People living in northeast Dublin in the Scottsville neighborhoods east of North Decatur had lived with flooding waters for three decades. This time knew they that the flood was for real with the water getting higher and higher every day.
Travel along county roads, made mostly of sand and clay, was nearly impossible. The trains of The Wrightsville & Tennille and Macon, Dublin and Savannah Railroads trains stopped running altogether. And, when trains stopped, nearly everything else stopped. Pardon the pun, but there was a flood of mail stacked up in post offices around the county and the state.
On the 21st of January, the river began to crest at 29.6 feet measured at the passenger bridge. Along the Ocmulgee, the river at Abbeville had risen to 20.1 feet, 11 feet above flood stage, while upriver at Hawkinsville, the water was 36 feet deep, seven feet above flood levels. At Lumber City near the junction of the Ocmulgee and Oconee rivers, the waterline stood at 26 feet, nine feet higher than the town's folk wanted to see.
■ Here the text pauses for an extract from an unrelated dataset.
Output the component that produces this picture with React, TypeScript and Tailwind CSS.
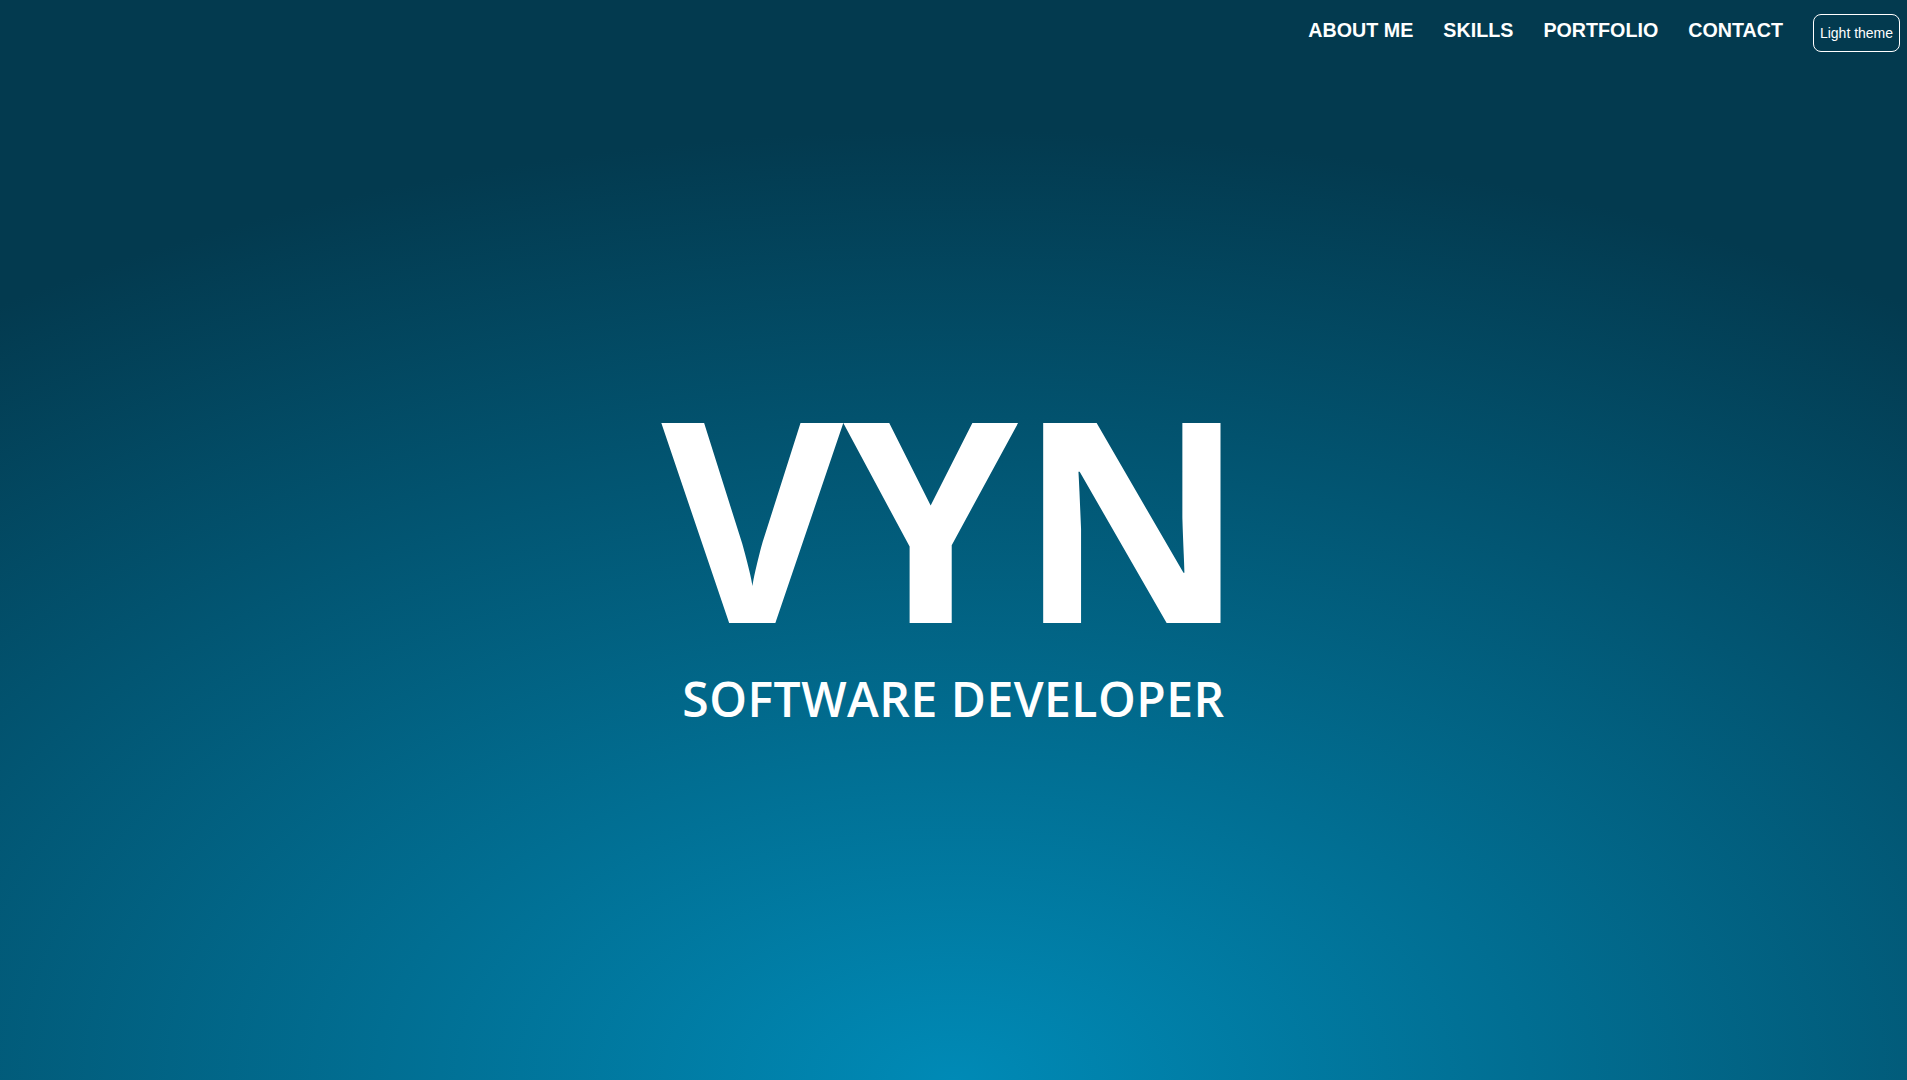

But the water didn't crest in Dublin as predicted on the 21st. Slight raises were seen during the night bringing the official level on January 22 to 29.84 inches, a measly and insignificant one-sixth of an inch below thirty feet. That crest fell nearly three inches short of the all time record of 32.8 feet established in mid April 1936.
In the Lake Sinclair era, the highest crest of the Oconee River in Dublin came on February 8, 1998. Depending on the spot where the depth was measured, Don Bryant, the head of Laurens County's Emergency Management Agency, stated that the river crested at 30.54 feet.
As the water levels receded almost as fast as they climbed, all activities began to resume as they normally would.
In meteorological circles, the year 1925 was quite remarkable. It was a year when unprecedented and record rainfalls were measured in the winter and the spring. By the summer, it started getting hot, real hot - a record year to date for temperatures. By the autumn, the rains stopped and all was dry. And, mother nature's ever revolving, ever changing cycle began again.